The basics of food safety don’t change much, said Tyler Williams, CEO of St. Louis-based ASI Food Safety.

Grocery delis need to make sure their employees are washing their hands enough, that product is getting rotated when it needs to be, that there’s no cross-contamination. Pest and chemical controls need to be in place, produce needs to be store appropriately. 

That was true in the past, it’s true now and it will remain the priority in the future.

What has changed, Williams said, is the focus on establishing the proper cultures that will turn those food safety priorities into realities on a daily basis.

“The biggest trend in food safety is the push for food safety culture, and figuring out what that means,” Williams said, pointing out that the definition can vary widely depending on the company and industry.

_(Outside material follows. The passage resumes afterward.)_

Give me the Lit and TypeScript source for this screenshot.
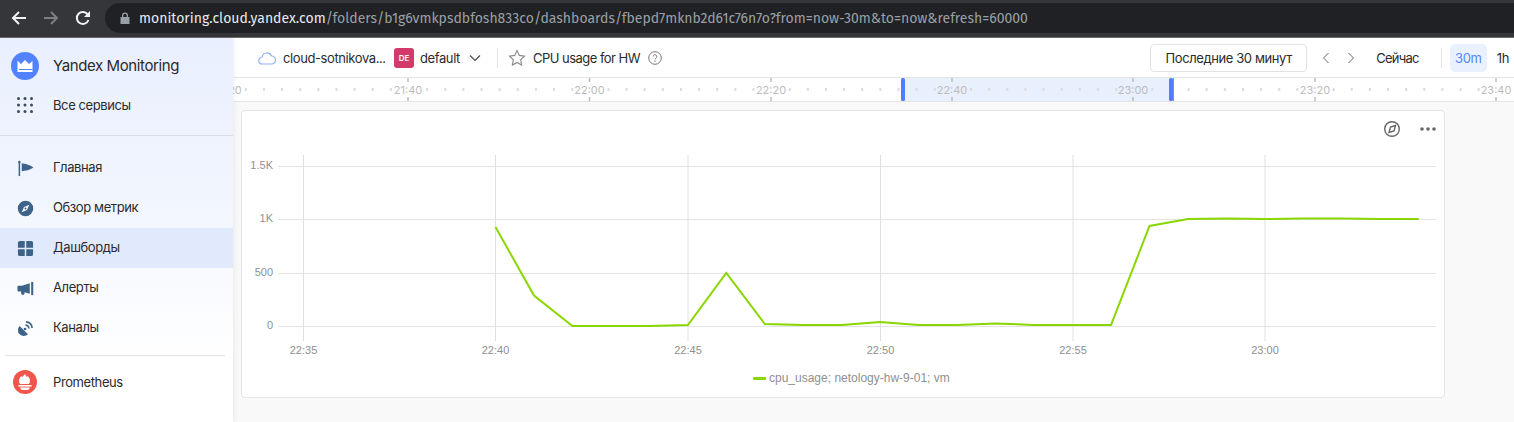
import { LitElement, html, css, svg } from 'lit';
import { customElement } from 'lit/decorators.js';

const NAV = [
  { label: 'Главная', icon: 'flag' },
  { label: 'Обзор метрик', icon: 'compass' },
  { label: 'Дашборды', icon: 'grid', active: true },
  { label: 'Алерты', icon: 'horn' },
  { label: 'Каналы', icon: 'dish' },
];

const NAV_ICONS: Record<string, any> = {
  flag: svg`<path d="M2.500 2v15" stroke="#3d6488" stroke-width="1.600"/><circle cx="2.500" cy="2" r="1.300"/><path d="M5 3.500c3 .2 9 2 12.500 4.500-3.500 2.500-9 3.800-12.500 3.800z"/>`,
  compass: svg`<path fill-rule="evenodd" d="M9 .8a8.200 8.200 0 1 1 0 16.400A8.200 8.200 0 0 1 9 .8zm4 4.200L7.400 7.400 5 13l5.600-2.400zM9 8a1 1 0 1 1 0 2 1 1 0 0 1 0-2z"/>`,
  grid: svg`<path d="M1 3a2 2 0 0 1 2-2h5.200v7.200H1zM9.800 1H15a2 2 0 0 1 2 2v5.200H9.800zM1 9.800h7.200V17H3a2 2 0 0 1-2-2zM9.800 9.800H17V15a2 2 0 0 1-2 2H9.800z"/>`,
  horn: svg`<path d="M.5 7.200c0-.7.500-1.200 1.200-1.200h3.500L13.500 3.500v11L8 13v1a1.800 1.800 0 0 1-3.600 0v-1.800H1.700C1 12.200.5 11.700.5 11z"/><path d="M15 2h2.200v14H15z"/>`,
  dish: svg`<path d="M2.800 6.400l8.800 8.800a6 6 0 0 1-8.800-8.800z"/><path d="M9.500 2a6.500 6.500 0 0 1 6.500 6.500" fill="none" stroke="#3d6488" stroke-width="1.800"/><path d="M9 5.400A3.600 3.600 0 0 1 12.600 9" fill="none" stroke="#3d6488" stroke-width="1.800"/><circle cx="8.500" cy="9.500" r="1.400"/>`,
};

@customElement('app-root')
class AppRoot extends LitElement {
  static styles = css`
    :host {
      display: block;
      width: 1514px;
      height: 422px;
      overflow: hidden;
      font-family: Inter, 'Noto Sans', sans-serif;
      font-size: 13px;
      letter-spacing: -0.4px;
      color: #2b2b2b;
      background: #f9f9f9;
    }
    .chrome {
      height: 38px;
      box-sizing: border-box;
      background: #35363a;
      border-bottom: 1px solid #6b6b6b;
      display: flex;
      align-items: center;
      padding: 0 0 1px 11px;
      gap: 16px;
    }
    .chrome svg {
      display: block;
      flex: none;
    }
    .url {
      flex: 1;
      height: 30px;
      margin-left: -2px;
      border-radius: 15px 0 0 15px;
      background: #202124;
      display: flex;
      align-items: center;
      padding-left: 15px;
      gap: 9px;
      font: 14px 'Fira Sans', 'Noto Sans', sans-serif;
      letter-spacing: 0;
      color: #9aa0a6;
    }
    .url b {
      font-weight: 400;
      color: #e8eaed;
    }
    .body {
      display: flex;
      height: 384px;
    }
    .side {
      width: 233px;
      flex: none;
      background: linear-gradient(180deg, #e9effe 0%, #f1f5fe 40%, #ffffff 85%);
      box-shadow: 1px 0 6px rgba(0, 0, 0, 0.07);
      position: relative;
      z-index: 1;
    }
    .side-head {
      padding: 8px 0 10px;
      border-bottom: 1px solid #d9dce6;
    }
    .row {
      height: 40px;
      display: flex;
      align-items: center;
    }
    .logo-row {
      height: 39px;
      font-size: 15px;
    }
    .slot {
      width: 53px;
      flex: none;
      display: flex;
      justify-content: center;
      padding-right: 3px;
      box-sizing: border-box;
    }
    .slot svg {
      display: block;
    }
    .nav {
      padding-top: 12px;
    }
    .nav-label {
      padding-bottom: 2px;
    }
    .row.active {
      background: #e1e9fc;
    }
    .side-rule {
      height: 1px;
      background: #e3e3e3;
      margin: 7px 8px 6px 5px;
    }
    .main {
      flex: 1;
      min-width: 0;
    }
    .top {
      height: 39px;
      background: #fff;
      display: flex;
      align-items: center;
      padding: 0 5px 0 25px;
      white-space: nowrap;
    }
    .crumb {
      margin-left: 7px;
      width: 106px;
    }
    .badge {
      width: 20px;
      height: 20px;
      border-radius: 3px;
      background: #d33a69;
      color: #fff;
      font-size: 8px;
      font-weight: 600;
      letter-spacing: 0;
      display: flex;
      align-items: center;
      justify-content: center;
      margin-left: 5px;
    }
    .title {
      margin-left: 7px;
      letter-spacing: -0.52px;
    }
    .now {
      margin-left: 21px;
      letter-spacing: -0.73px;
    }
    .vr {
      width: 1px;
      height: 20px;
      background: #e5e5e5;
    }
    .range {
      margin-left: auto;
      width: 157px;
      height: 28px;
      box-sizing: border-box;
      border: 1px solid #e2e2e2;
      border-radius: 4px;
      display: flex;
      align-items: center;
      justify-content: center;
    }
    .zoom-on {
      width: 37px;
      height: 28px;
      border-radius: 5px;
      background: #e9f0fe;
      color: #5a87f2;
      display: flex;
      align-items: center;
      justify-content: center;
      margin-left: 8px;
    }
    .timeline {
      display: block;
      border-top: 1px solid #e5e5e5;
      border-bottom: 1px solid #e5e5e5;
      background: #fff;
    }
    .timeline text {
      font-family: Inter, sans-serif;
      letter-spacing: 0;
    }
    .content {
      padding: 8px 0 0 8px;
    }
    .panel {
      width: 1204px;
      height: 288px;
      box-sizing: border-box;
      background: #fff;
      border: 1px solid #e5e5e5;
      border-radius: 4px;
    }
    .panel svg {
      display: block;
    }
    .panel text {
      font-family: 'Liberation Sans', Arial, sans-serif;
      letter-spacing: 0;
    }
  `;

  renderTimeline() {
    // x is counted from the left edge of the main column (page x - 233)
    const major = [
      { x: 175, t: '21:40' },
      { x: 356.5, t: '22:00' },
      { x: 538, t: '22:20' },
      { x: 719, t: '22:40' },
      { x: 900, t: '23:00' },
      { x: 1082, t: '23:20' },
      { x: 1263, t: '23:40' },
    ];
    const minor: number[] = [];
    for (let x = -6.3; x < 1290; x += 18.13) {
      if (!major.some((m) => Math.abs(m.x - x) < 10)) minor.push(x);
    }
    return html`<svg class="timeline" width="1281" height="23" viewBox="0 0 1281 23">
      <rect x="668" y="0" width="271" height="23" fill="#e8effd" />
      ${minor.map((x) => svg`<rect x=${x} y="10" width="2" height="3" fill="#dcdcdc" />`)}
      ${major.map(
        (m) => svg`
          <rect x=${m.x - 15} y="6" width="30" height="11" fill=${m.x > 668 && m.x < 939 ? '#e8effd' : '#fff'} />
          <path d="M${m.x} 0v4M${m.x} 19v4" stroke="#bdbdbd" stroke-width="1.500" />
          <text x=${m.x} y="15.500" text-anchor="middle" font-size="11" fill="#bcbcbc">${m.t}</text>`,
      )}
      <text x="-5" y="15.500" font-size="11" fill="#bcbcbc">20</text>
      <rect x="668" y="0" width="4" height="23" rx="1.500" fill="#4f7fff" />
      <rect x="936" y="0" width="4" height="23" rx="1.500" fill="#4f7fff" />
      <rect x="940" y="0" width="1" height="23" fill="#f0636a" />
    </svg>`;
  }

  renderChart() {
    // the panel's inner box starts at page (242, 111)
    const ys = [
      { y: 55, t: '1.5K' },
      { y: 108, t: '1K' },
      { y: 162, t: '500' },
      { y: 215, t: '0' },
    ];
    const xs = [
      { x: 61.5, t: '22:35' },
      { x: 253.5, t: '22:40' },
      { x: 446, t: '22:45' },
      { x: 638.5, t: '22:50' },
      { x: 831, t: '22:55' },
      { x: 1023, t: '23:00' },
    ];
    const vals = [116, 184.5, 215, 215, 215, 214, 162, 213, 214, 214, 211, 214, 214, 212.5, 214, 214, 214, 115, 108, 107.5, 108, 107.5, 107.5, 108, 108];
    const pts = vals.map((y, i) => `${(253.5 + i * 38.47).toFixed(1)},${y}`).join(' ');
    return html`<svg width="1202" height="286" viewBox="0 0 1202 286">
      ${ys.map(
        (l) => svg`
          <path d="M36 ${l.y + 0.5}H1194" stroke="#e4e4e4" />
          <text x="31" y=${l.y + 3} text-anchor="end" font-size="11" fill="#8f8f8f">${l.t}</text>`,
      )}
      ${xs.map(
        (l) => svg`
          <path d="M${l.x} 44V230" stroke="#e0e0e0" />
          <text x=${l.x} y="243" text-anchor="middle" font-size="11" fill="#8f8f8f">${l.t}</text>`,
      )}
      <polyline points=${pts} fill="none" stroke="#8ad600" stroke-width="2" />
      <rect x="511" y="266" width="13" height="3" rx="1" fill="#8ad600" />
      <text x="527" y="271" font-size="12" fill="#8f8f8f">cpu_usage; netology-hw-9-01; vm</text>
      <g fill="none" stroke="#666" stroke-width="1.400">
        <circle cx="1150" cy="18" r="7.300" />
        <path d="M1153.500 14.500l-5 1.500-1.500 5.500 5-1.500z" />
      </g>
      <g fill="#666">
        <circle cx="1180" cy="18" r="1.800" />
        <circle cx="1186" cy="18" r="1.800" />
        <circle cx="1192" cy="18" r="1.800" />
      </g>
    </svg>`;
  }

  render() {
    return html`
      <div class="chrome">
        <svg width="16" height="16" viewBox="0 0 16 16"><path d="M15 8H2M8 2L2 8l6 6" fill="none" stroke="#f1f3f4" stroke-width="2" /></svg>
        <svg width="16" height="16" viewBox="0 0 16 16"><path d="M1 8h13M8 2l6 6-6 6" fill="none" stroke="#7d7f82" stroke-width="2" /></svg>
        <svg width="16" height="16" viewBox="0 0 16 16"><path d="M13.500 10a6 6 0 1 1-.6-5.300" fill="none" stroke="#f1f3f4" stroke-width="2" /><path d="M15 1v6H9z" fill="#f1f3f4" /></svg>
        <div class="url">
          <svg width="10" height="12" viewBox="0 0 10 12"><path d="M2 5V3.500a3 3 0 0 1 6 0V5h1.500v7H.5V5zm1.300 0h3.400V3.500a1.700 1.700 0 0 0-3.400 0z" fill="#9aa0a6" /></svg>
          <span><b>monitoring.cloud.yandex.com</b>/folders/b1g6vmkpsdbfosh833co/dashboards/fbepd7mknb2d61c76n7o?from=now-30m&amp;to=now&amp;refresh=60000</span>
        </div>
      </div>
      <div class="body">
        <aside class="side">
          <div class="side-head">
            <div class="row logo-row">
              <div class="slot">
                <svg width="28" height="28" viewBox="0 0 28 28"><circle cx="14" cy="14" r="14" fill="#5282ff" /><path d="M6.500 9v11h15V9l-3.500 3-4-4-4 4-2.500-2.200V9z" fill="#fff" /><path d="M8 17.500h13.500" stroke="#5282ff" /></svg>
              </div>
              Yandex Monitoring
            </div>
            <div class="row">
              <div class="slot">
                <svg width="16" height="16" viewBox="0 0 16 16" fill="#3b4a5c">
                  ${[1.5, 8, 14.5].flatMap((y) => [1.5, 8, 14.5].map((x) => svg`<circle cx=${x} cy=${y} r="1.500" />`))}
                </svg>
              </div>
              Все сервисы
            </div>
          </div>
          <nav class="nav">
            ${NAV.map(
              (n) => html`
                <div class="row ${n.active ? 'active' : ''}">
                  <div class="slot">
                    <svg width="17" height="17" viewBox="0 0 18 18" fill="#3d6488">${NAV_ICONS[n.icon]}</svg>
                  </div>
                  <span class="nav-label">${n.label}</span>
                </div>
              `,
            )}
          </nav>
          <div class="side-rule"></div>
          <div class="row">
            <div class="slot">
              <svg width="24" height="24" viewBox="0 0 24 24"><circle cx="12" cy="12" r="12" fill="#f1554c" /><path d="M12 3.500c.4 2 1.300 2.600 2 3.800.4-.5.6-1 .6-1.600 1.500 1.500 2.400 3.300 2.400 5 0 1.200-.4 2.300-1.100 3.300H7.100C6.400 13 6 11.900 6 10.700c0-1.700 1-3.500 2.400-5 0 .6.200 1.100.6 1.600.8-1.200 2.600-2 3-3.800z" fill="#fff" /><path d="M5.500 15h13v1.600h-13z" fill="#fff" /><path d="M7 17.600h10l-1.600 2.400H8.600z" fill="#fff" /></svg>
            </div>
            Prometheus
          </div>
        </aside>
        <div class="main">
          <div class="top">
            <svg width="18" height="14" viewBox="0 0 18 14"><path d="M4.500 13a3.500 3.500 0 0 1-.4-7A5 5 0 0 1 13.600 5 4 4 0 0 1 13.500 13z" fill="none" stroke="#8fb0f5" stroke-width="1.200" /></svg>
            <span class="crumb">cloud-sotnikova...</span>
            <span class="badge">DE</span>
            <span style="margin-left:6px">default</span>
            <svg style="margin-left:9px" width="12" height="8" viewBox="0 0 12 8"><path d="M1 1.500l5 5 5-5" fill="none" stroke="#444" stroke-width="1.100" /></svg>
            <span class="vr" style="margin-left:16px"></span>
            <svg style="margin-left:10px" width="18" height="17" viewBox="0 0 18 17"><path d="M9 1.500l2.300 4.900 5.200.7-3.800 3.700.9 5.300L9 13.500l-4.600 2.600.9-5.300L1.500 7.100l5.200-.7z" fill="none" stroke="#888" stroke-width="1.100" /></svg>
            <span class="title">CPU usage for HW</span>
            <svg style="margin-left:8px" width="14" height="14" viewBox="0 0 14 14"><circle cx="7" cy="7" r="6.300" fill="none" stroke="#777" /><path d="M5.200 5.500a1.800 1.800 0 1 1 2.700 1.600c-.6.400-.9.700-.9 1.400" fill="none" stroke="#777" /><circle cx="7" cy="10.300" r=".7" fill="#777" /></svg>
            <div class="range">Последние 30 минут</div>
            <svg style="margin-left:15px" width="8" height="12" viewBox="0 0 8 12"><path d="M6.500 1l-5 5 5 5" fill="none" stroke="#666" /></svg>
            <svg style="margin-left:17px" width="8" height="12" viewBox="0 0 8 12"><path d="M1.500 1l5 5-5 5" fill="none" stroke="#666" /></svg>
            <span class="now">Сейчас</span>
            <span class="vr" style="margin-left:22px"></span>
            <span class="zoom-on">30m</span>
            <span style="margin-left:10px">1h</span>
          </div>
          ${this.renderTimeline()}
          <div class="content">
            <div class="panel">${this.renderChart()}</div>
          </div>
        </div>
      </div>
    `;
  }
}

declare global {
  interface HTMLElementTagNameMap {
    'app-root': AppRoot;
  }
}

In the past, a retailer’s food safety program might involve an annual training exercise, a “check the box exercise,” Williams said. Employees likely didn’t retain much information in that training that they could apply in their daily work routines.

Now, it’s far more common for stores and other businesses in the fresh food industry to do training on a monthly basis, he said. And more of it is done on an interactive e-learning platform, where employees are asked to complete activities and take quizzes. If they don’t pass, they can go back and try again until they do.

“It’s not just the boss talking to you for 30 minutes,” Williams said.

That’s on the training side. On the performance side, more delis and other areas of the grocery store are setting KPIs for employees. If swabs are being conducted, for instance, the results could be tied to whether employees get a reward or a warning for their efforts.

Another product of the greater importance placed on food safety culture, Williams said, is increased use of posters and other visual reminders in the workplace to wash hands, cover noses when sneezing and other hygiene basics.

ASI serves as a one-stop shop for grocery retailers and other food industry members who want help with staff training, food safety culture implementation, audits and a host of other services, Williams said. And following the company’s acquisition last year by Kiwa, ASI is now poised to do audits outside of North America.

The end of self-serve?

One of the biggest changes COVID brought to grocery delis was the discontinuation of many salad bars and other self-serve options, said Tyler Williams, CEO of St. Louis-based ASI Food Safety.

They are great convenience options for consumers, Williams said, but they are very risky. You can train staff on proper food safety habits, he said, but you can’t train consumers.

COVID did make people in general more conscious about germs, bacteria, diseases. But not enough to produce changes in behavior that would make them feel them safe going back to many self-serve options — or convince retailers to bring them back in the first place. 

“I don’t see those things coming back,” Williams said. “That’s been the biggest change in delis.”